## What you are asked to do
Copy out each line of the data that holds the word "index".

Items from a data source:
┌──
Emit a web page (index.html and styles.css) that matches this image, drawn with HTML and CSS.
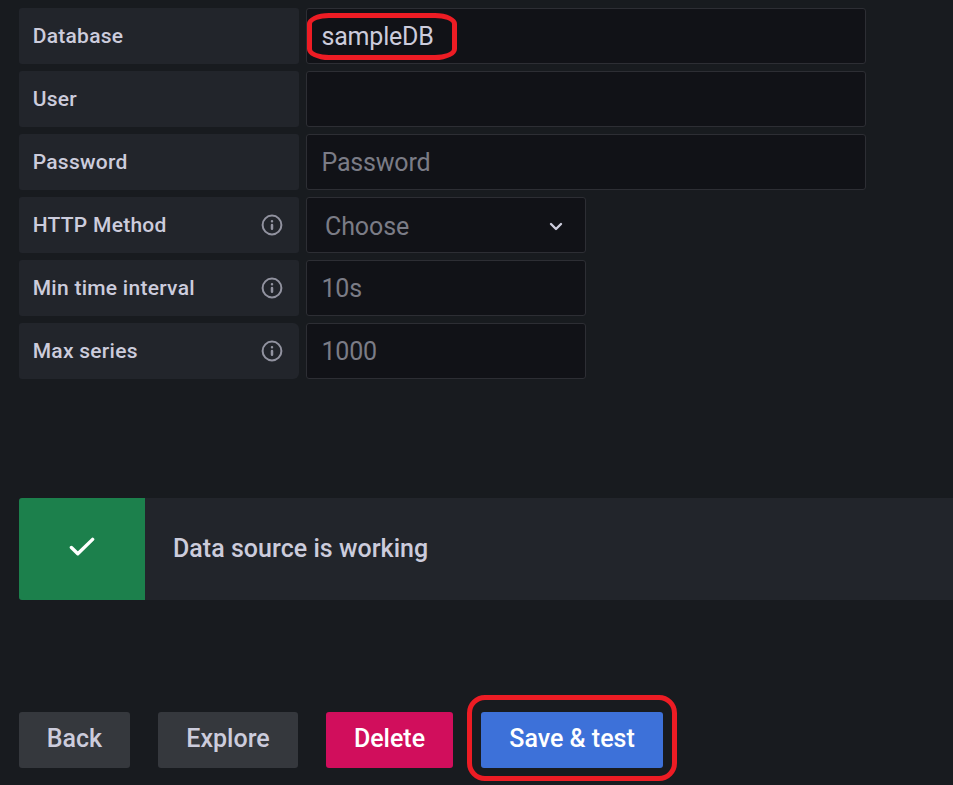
FILE: index.html
```html
<!DOCTYPE html>
<html lang="en">
<head>
<meta charset="utf-8">
<title>Data source settings</title>
<link rel="stylesheet" href="styles.css">
</head>
<body>
<main class="page">
  <section class="form">
    <div class="row"><div class="label">Database</div><div class="field wide value">sampleDB<span class="mark mark-db"></span></div></div>
    <div class="row"><div class="label">User</div><div class="field wide"></div></div>
    <div class="row"><div class="label">Password</div><div class="field wide">Password</div></div>
    <div class="row"><div class="label">HTTP Method<svg class="info" viewBox="0 0 22 22"><circle cx="11" cy="11" r="9.4"/><path d="M11 11v3.7M11 7.2v.1"/></svg></div><div class="field select">Choose<svg class="chevron" viewBox="0 0 14 10"><path d="M2 2l5 5 5-5"/></svg></div></div>
    <div class="row"><div class="label">Min time interval<svg class="info" viewBox="0 0 22 22"><circle cx="11" cy="11" r="9.4"/><path d="M11 11v3.7M11 7.2v.1"/></svg></div><div class="field">10s</div></div>
    <div class="row"><div class="label last">Max series<svg class="info" viewBox="0 0 22 22"><circle cx="11" cy="11" r="9.4"/><path d="M11 11v3.7M11 7.2v.1"/></svg></div><div class="field">1000</div></div>
  </section>
  <section class="alert">
    <div class="status"><svg class="check" viewBox="0 0 26 20"><path d="M2.4 10.5l6.4 6.3L23.6 2.4"/></svg></div>
    <div class="message">Data source is working</div>
  </section>
  <div class="actions">
    <button class="btn back">Back</button>
    <button class="btn explore">Explore</button>
    <button class="btn delete">Delete</button>
    <button class="btn save">Save &amp; test<span class="mark mark-save"></span></button>
  </div>
</main>
</body>
</html>
```
FILE: styles.css
```css
* { box-sizing: border-box; }
body { margin: 0; background: #181b1f; color: #ccccdc; font-family: Roboto, "Liberation Sans", sans-serif; overflow: hidden; }
.page { height: 785px; padding: 8px 0 0 19px; overflow: hidden; }
.form { display: flex; flex-direction: column; gap: 7px; }
.row { display: flex; gap: 7px; height: 56px; }
.label { width: 280px; padding: 0 16px 0 13.7px; display: flex; align-items: center; justify-content: space-between; background: #22252b; border-radius: 3px; font-size: 21px; font-weight: 500; letter-spacing: 0.27px; }
.last { border-radius: 3px 6px 6px 3px; }
.info { width: 22px; height: 22px; fill: none; stroke: #9293a0; stroke-width: 2; stroke-linecap: round; }
.info path { stroke-width: 2.5; }
.field { position: relative; width: 280px; padding: 0 14.5px; display: flex; align-items: center; background: #111217; border: 1px solid #2d2e34; border-radius: 3px; color: #7b7c86; font-size: 25px; letter-spacing: -0.2px; }
.wide { width: 560px; }
.value { color: #ccccdc; }
.select { justify-content: space-between; padding: 3px 22px 0 18px; letter-spacing: -0.1px; }
.chevron { width: 14px; height: 10px; fill: none; stroke: #ccccdc; stroke-width: 2.4; stroke-linecap: round; stroke-linejoin: round; }
.alert { display: flex; height: 102px; margin-top: 119px; background: #22252b; border-radius: 3px 0 0 3px; overflow: hidden; }
.status { width: 126px; padding-bottom: 4px; display: flex; align-items: center; justify-content: center; background: #1c804c; }
.check { width: 26px; height: 20px; fill: none; stroke: #fff; stroke-width: 3.4; stroke-linecap: round; stroke-linejoin: round; }
.message { padding: 0 0 2px 28px; display: flex; align-items: center; font-size: 25px; font-weight: 500; letter-spacing: 0.03px; }
.actions { display: flex; gap: 28px; margin-top: 112px; }
.btn { position: relative; height: 56px; padding: 0 0 3px; border: 0; border-radius: 3px; background: #35383d; color: #ccccdc; font: 500 25px Roboto, "Liberation Sans", sans-serif; white-space: nowrap; }
.back { width: 111px; }
.explore { width: 140px; }
.delete { width: 127px; background: #d10e5c; color: #fff; }
.save { width: 182px; background: #3d71d9; color: #fff; }
.mark { position: absolute; border: 5px solid #ed1c24; pointer-events: none; }
.mark-db { left: 0; top: 4px; width: 150px; height: 47px; border-radius: 22px / 11px; }
.mark-save { left: -14px; top: -17px; width: 210px; height: 86px; border-radius: 18px; }
```
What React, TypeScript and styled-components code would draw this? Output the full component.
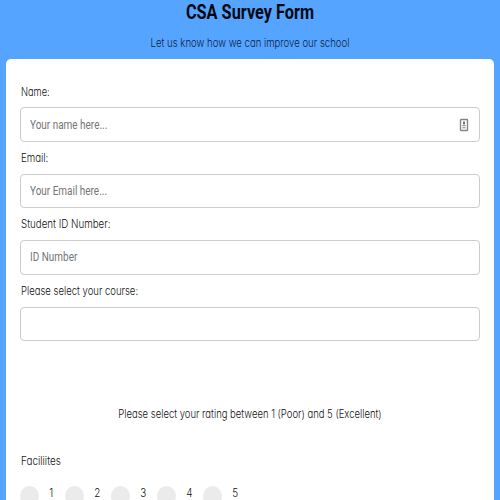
import React from "react";
import styled, { createGlobalStyle } from "styled-components";

const GlobalStyle = createGlobalStyle`
  * { box-sizing: border-box; }
  html, body { margin: 0; height: 500px; overflow: hidden; background: #55a4ff; }
  body { font-family: Inter, "Liberation Sans", sans-serif; color: #111; }
`;

const Page = styled.main`
  width: 500px;
  height: 500px;
  overflow: hidden;
  background: #55a4ff;
  display: flex;
  flex-direction: column;
`;

const Header = styled.header`
  flex: none;
  height: 59px;
  text-align: center;
`;

const Title = styled.h1`
  margin: 0;
  height: 24px;
  font: 700 20px/24px Roboto, sans-serif;
  color: #03080f;
  white-space: nowrap;
  transform: scaleX(0.815);
`;

const Subtitle = styled.p`
  margin: 11px 0 0;
  font-size: 11px;
  font-weight: 300;
  line-height: 16px;
  font-feature-settings: "cv11";
  color: #0c2440;
  white-space: nowrap;
  transform: scaleX(0.87);
`;

const Card = styled.form`
  flex: none;
  width: 488px;
  height: 460px;
  margin: 0 auto;
  padding: 24.5px 14px 0;
  background: #fff;
  border-radius: 5px 5px 0 0;
`;

const Field = styled.div`
  height: 66.4px;
`;

const Label = styled.label<{ $scale?: number }>`
  display: block;
  width: max-content;
  height: 16px;
  margin-left: 1px;
  font-size: 11px;
  font-weight: 300;
  line-height: 16px;
  font-feature-settings: "cv11";
  white-space: nowrap;
  transform: scaleX(${(p) => p.$scale ?? 0.9});
  transform-origin: 0 50%;
`;

const InputBox = styled.div`
  display: flex;
  align-items: center;
  justify-content: space-between;
  height: 34.5px;
  margin-top: 7.9px;
  padding: 0 10px 0 9px;
  border: 1px solid #ccc;
  border-radius: 4px;
`;

const Placeholder = styled.span`
  font: 400 12px/16px Roboto, sans-serif;
  color: #757575;
  white-space: nowrap;
  transform: scaleX(0.83);
  transform-origin: 0 50%;
`;

const Prompt = styled.p`
  margin: 56.9px 0 0;
  font-size: 11px;
  font-weight: 300;
  line-height: 16px;
  text-align: center;
  font-feature-settings: "cv11";
  white-space: nowrap;
  transform: scaleX(0.863);
`;

const Rating = styled.section`
  margin-top: 31px;
`;

const Options = styled.div`
  display: grid;
  grid-template-columns: 45px 46px 46px 46px 46px;
  margin-top: 17px;
`;

const Option = styled.div`
  display: flex;
  align-items: flex-start;
`;

const Radio = styled.span`
  flex: none;
  width: 19px;
  height: 20px;
  border-radius: 50%;
  background: #ebebeb;
`;

const OptionText = styled.span`
  margin-left: 10px;
  font-size: 11px;
  font-weight: 300;
  line-height: 14px;
  transform: scaleX(0.9);
`;

const ContactIcon = () => (
  <svg width="10" height="14" viewBox="0 0 10 14" fill="none">
    <rect x="1.5" y="1.5" width="7" height="11" rx="0.6" stroke="#858585" strokeWidth="1.4" />
    <rect x="4" y="3.5" width="2" height="3" fill="#777" />
    <path d="M3.3 7.7h3.4M3.3 9.8h3.4" stroke="#888" />
  </svg>
);

const fields = [
  { label: "Name:", hint: "Your name here...", scale: 0.84, icon: true },
  { label: "Email:", hint: "Your Email here...", scale: 0.88 },
  { label: "Student ID Number:", hint: "ID Number", scale: 0.886 },
  { label: "Please select your course:", hint: "", scale: 0.865 },
];

export default function App() {
  return (
    <>
      <GlobalStyle />
      <Page>
        <Header>
          <Title>CSA Survey Form</Title>
          <Subtitle>Let us know how we can improve our school</Subtitle>
        </Header>
        <Card>
          {fields.map((f) => (
            <Field key={f.label}>
              <Label $scale={f.scale}>{f.label}</Label>
              <InputBox>
                <Placeholder>{f.hint}</Placeholder>
                {f.icon && <ContactIcon />}
              </InputBox>
            </Field>
          ))}
          <Prompt>Please select your rating between 1 (Poor) and 5 (Excellent)</Prompt>
          <Rating>
            <Label>Faciliites</Label>
            <Options>
              {[1, 2, 3, 4, 5].map((n) => (
                <Option key={n}>
                  <Radio />
                  <OptionText>{n}</OptionText>
                </Option>
              ))}
            </Options>
          </Rating>
        </Card>
      </Page>
    </>
  );
}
└──
## Response to the exercise
Emit a web page (index.html and styles.css) that matches this image, drawn with HTML and CSS.
FILE: index.html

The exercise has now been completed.